The dynamic forces that are evident in nature are difficult to map out but they can be given a chance to manifest and teased out within the making of the piece through working physically, grappling with material and process. Through working directly with melting and casting metal. I can respond to its transient liquid state, as well as to its weight and permanance: like wood, metal can be experiences as a living material as it breaths, oxidizes and grows.

The transitory action of molten metal captured in time signifies a metamorphosis. This work in the studio is challenging
, sometimes awkward and difficult with spontaneous and uncontrolled results.  The idea of speeding up the work of nature is historically connected to the story of metal casting which today has been foreshadowed by the use of digital technology which is doing its own form of aping nature, such as in the latest cell phone screen savers representing a flickering flame to hold up at concerts, the predecessors of this being the primitive flaming torch.
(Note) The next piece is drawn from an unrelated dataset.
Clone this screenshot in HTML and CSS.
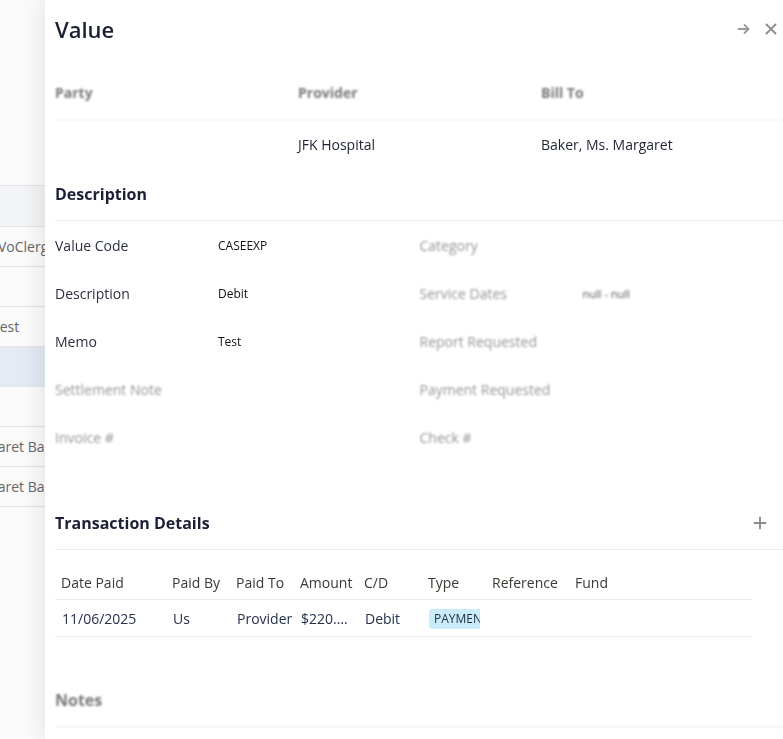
FILE: index.html
```html
<!DOCTYPE html>
<html lang="en">
<head>
    <meta charset="UTF-8">
    <meta name="viewport" content="width=device-width, initial-scale=1.0">
    <title>Value</title>
    <link rel="stylesheet" href="styles.css">
</head>
<body>
    <div class="page">
        <div class="list">
            <div class="list-row list-head"></div>
            <div class="list-row"><span class="cut-1">VoClergy</span></div>
            <div class="list-row"></div>
            <div class="list-row"><span class="cut-2">Test</span></div>
            <div class="list-row selected"></div>
            <div class="list-row"></div>
            <div class="list-row"><span class="cut-3">Margaret Baker</span></div>
            <div class="list-row"><span class="cut-3">Margaret Baker</span></div>
        </div>
    </div>

    <aside class="drawer">
        <div class="drawer-header">
            <h1>Value</h1>
            <div class="drawer-actions">
                <svg class="icon" width="14" height="14" viewBox="0 0 14 14">
                    <path d="M1.5 7h10M7.5 3l4 4-4 4" fill="none" stroke="#9a9a9a" stroke-width="1.8" stroke-linecap="round" stroke-linejoin="round"/>
                </svg>
                <svg class="icon" width="14" height="14" viewBox="0 0 14 14">
                    <path d="M2.5 2.5l9 9M11.5 2.5l-9 9" fill="none" stroke="#8a8a8a" stroke-width="1.9" stroke-linecap="round"/>
                </svg>
            </div>
        </div>

        <div class="party-grid">
            <div class="party-head blurred">Party</div>
            <div class="party-head blurred">Provider</div>
            <div class="party-head blurred">Bill To</div>
            <div class="party-value"></div>
            <div class="party-value">JFK Hospital</div>
            <div class="party-value">Baker, Ms. Margaret</div>
        </div>

        <h2 class="section-title">Description</h2>
        <div class="fields">
            <div class="field"><span class="field-label">Value Code</span><span class="field-value">CASEEXP</span></div>
            <div class="field"><span class="field-label blurred">Category</span><span class="field-value"></span></div>
            <div class="field"><span class="field-label">Description</span><span class="field-value">Debit</span></div>
            <div class="field"><span class="field-label blurred">Service Dates</span><span class="field-value small blurred">null - null</span></div>
            <div class="field"><span class="field-label">Memo</span><span class="field-value">Test</span></div>
            <div class="field"><span class="field-label blurred">Report Requested</span><span class="field-value"></span></div>
            <div class="field"><span class="field-label blurred">Settlement Note</span><span class="field-value"></span></div>
            <div class="field"><span class="field-label blurred">Payment Requested</span><span class="field-value"></span></div>
            <div class="field"><span class="field-label blurred">Invoice #</span><span class="field-value"></span></div>
            <div class="field"><span class="field-label blurred">Check #</span><span class="field-value"></span></div>
        </div>

        <h2 class="section-title with-action">
            Transaction Details
            <svg class="icon add" width="14" height="14" viewBox="0 0 14 14">
                <path d="M7 1.5v11M1.5 7h11" fill="none" stroke="#8a8a8a" stroke-width="1.8" stroke-linecap="round"/>
            </svg>
        </h2>
        <table class="tx-table">
            <colgroup>
                <col style="width: 111px">
                <col style="width: 64px">
                <col style="width: 64px">
                <col style="width: 64px">
                <col style="width: 64px">
                <col style="width: 64px">
                <col style="width: 83px">
                <col>
            </colgroup>
            <thead>
                <tr>
                    <th>Date Paid</th>
                    <th>Paid By</th>
                    <th>Paid To</th>
                    <th>Amount</th>
                    <th>C/D</th>
                    <th>Type</th>
                    <th>Reference</th>
                    <th>Fund</th>
                </tr>
            </thead>
            <tbody>
                <tr>
                    <td>11/06/2025</td>
                    <td>Us</td>
                    <td>Provider</td>
                    <td><div class="clip">$220.000</div></td>
                    <td>Debit</td>
                    <td><div class="chip-box"><span class="chip">PAYMENT</span></div></td>
                    <td></td>
                    <td></td>
                </tr>
            </tbody>
        </table>

        <h2 class="section-title notes blurred">Notes</h2>
    </aside>
</body>
</html>
```

FILE: styles.css
```css
body {
    margin: 0;
    padding: 0;
    background: #fff;
    font-family: "Open Sans", "Noto Sans", sans-serif;
    color: #2b3040;
    overflow: hidden;
}
.page {
    height: 739px;
    background: #fbfbfb;
}
.list {
    padding-top: 185px;
}
.list-row {
    height: 39px;
    border-top: 1px solid #e3e5e9;
    font-size: 14px;
    line-height: 39px;
    color: #666;
    white-space: nowrap;
    overflow: hidden;
}
.list-row:last-child {
    border-bottom: 1px solid #e3e5e9;
}
.list-head {
    height: 40px;
    background: #f3f4f6;
}
.list-row.selected {
    background: #e4ebf5;
}
.cut-1 { margin-left: -2px; }
.cut-2 { margin-left: -8px; }
.cut-3 { margin-left: -36px; }

.drawer {
    position: fixed;
    top: 0;
    left: 45px;
    width: 749px;
    height: 739px;
    box-sizing: border-box;
    padding: 0 10px;
    background: #fff;
    box-shadow: 0 0 26px rgba(0, 0, 0, 0.12);
    overflow: hidden;
}
.drawer-header {
    height: 57px;
    display: flex;
    align-items: center;
    justify-content: space-between;
}
.drawer-header h1 {
    margin: 0;
    font-size: 22px;
    font-weight: 600;
    color: #1a2035;
    line-height: 30px;
}
.drawer-actions {
    display: flex;
    gap: 13px;
    padding-right: 6px;
}
.icon {
    display: block;
}
.blurred {
    filter: blur(0.85px);
}
.party-grid {
    display: grid;
    grid-template-columns: repeat(3, 1fr);
}
.party-head {
    padding: 26px 0 16px;
    font-size: 14px;
    font-weight: 700;
    line-height: 20px;
    color: #777;
    border-bottom: 1px solid #ebebeb;
}
.party-value {
    padding: 15px 0 0;
    height: 20px;
    font-size: 14px;
    line-height: 20px;
    color: #1f2433;
}
.section-title {
    margin: 28px 0 0;
    padding-bottom: 15px;
    font-size: 16px;
    font-weight: 700;
    line-height: 22px;
    color: #1a2035;
    border-bottom: 1px solid #ebebeb;
}
.section-title.with-action {
    display: flex;
    justify-content: space-between;
    align-items: center;
    margin-top: 51px;
    padding-right: 17px;
}
.section-title.notes {
    margin-top: 52px;
    color: #777;
}
.fields {
    display: grid;
    grid-template-columns: 1fr 1fr;
}
.field {
    display: grid;
    grid-template-columns: 163px 1fr;
    align-items: center;
    height: 48px;
}
.field-label {
    font-size: 14px;
    color: #2b3040;
}
.field-label.blurred {
    color: #959595;
}
.field-value {
    font-size: 12px;
    color: #111;
}
.field-value.small {
    font-size: 11px;
    color: #555;
}
.tx-table {
    width: 697px;
    margin-top: 16px;
    border-collapse: collapse;
    table-layout: fixed;
    font-size: 14px;
}
.tx-table th {
    height: 33px;
    padding: 0 6px;
    text-align: left;
    font-weight: 400;
    color: #3d3833;
    border-bottom: 1px solid #ebebeb;
    white-space: nowrap;
}
.tx-table td {
    height: 35px;
    padding: 1px 6px 0 7px;
    color: #25304a;
    border-bottom: 1px solid #ebebeb;
    white-space: nowrap;
}
.clip {
    overflow: hidden;
    text-overflow: ellipsis;
}
.chip-box {
    overflow: hidden;
}
.chip {
    display: inline-block;
    padding: 0 5px;
    height: 20px;
    line-height: 20px;
    font-size: 12px;
    color: #1f2a44;
    background: #c9ecfa;
    border-radius: 4px;
}
```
Fire, a transformative agent aids the events: tantalizing, in flux, action, vibration, and residue. Operating with these elements has allowed me to capture a sense of vitality in my work that was unexpected.

In essence working with fire and fuel brings together my concepts:
The investigation of many things and the contemplation of the mystery;
the object  created is physical and static, yet it resonates with life, resiliently maintaining the presence of the process that created it.

Coral Lambert 2013

Teaching Philosophy


In the field of sculpture, interdisciplinary learning and personal experience are key components to my philosophy of teaching.  I believe that it is essential to draw from a variety of techniques, processes, experiences and knowledge to effectively convey concepts to students. Emphasizing experiential learning I teach sculpture in the studio and in the real world.

Due to the unique nature of each student and the area of art they are studying, having them discover for themselves and what they feel passionate about is essential. I know personally that being exposed to diverse approaches early on in my career inspired my passion for innovation that hopefully shows in my teaching style.

I believe that the responsibility of a good teacher begins with reaching out and challenging all students, regardless of level.  Integral to this is the ability to excite students by connecting art to the students’ lives. All students bring a knowledge base and the foundations of an aesthetic into their practice, all have different learning styles partially as a result of life experience, and I think teaching principles and methods that embrace these differences are one way to be successful.  Providing a critical forum for an open exchange of ideas and a positive learning environment is central to my role as a university professor.

Sculpture principles are wide ranging and often embrace complex concepts, they require various processes and techniques therefore I provide a diverse range of assignments from which each student can gain insights.  To be successful, one must be motivated to take the initiative to learn or teach when appropriate. One must be flexible and prepared for the most unforeseen circumstances, and often able to improvise lectures to take advantage of opportune tutorials. I view experiential teaching and learning as essential to providing students with the most realistic and defined knowledge. In the studio, students appear excited to learn through my teaching methods because I encourage them to find their own path.

At all levels, my courses are structured around core knowledge, skills and techniques, and I work to combine concept into each lesson by providing open-ended problems and encouraging students to develop their own solutions.  I require that my students actively research and maintain notes and sketchbooks.  These, along with concept statements, research notes for major projects provide an aid for individualizing instruction. Courses within a sequence build upon one another, enabling students to excel at each succeeding step.  Foundations courses, including Three Dimensional Design, provide students with a necessary understanding of the principles of design and the ability to successfully manipulate and describe a composition in space. Beginning Sculpture provides an exploration of materials and basic studio processes. Intermediate and Advanced Sculpture develops and customizes this exploration as required by the student. Alongside this an acute awareness of contemporary sculpture is stipulated.

One of the foundational components to survival is being of the fittest. While most people perceive “the fittest” as the strongest, this is a popular misconception. The most fit are the most adaptive to change. In teaching, adaptability is crucial. Regular self-evaluation through critiques is necessary to confront new challenges in the studio. I think my enthusiasm for the subject matter and dedication to the field is apparent to my students and encourages a learning environment. I try my utmost to develop my teaching methods with experience of being the teacher, learning to learn to adapt to different situations with feedback from my students to provide the most positive learning environment and inspire them to produce the most innovative work within the field sculpture.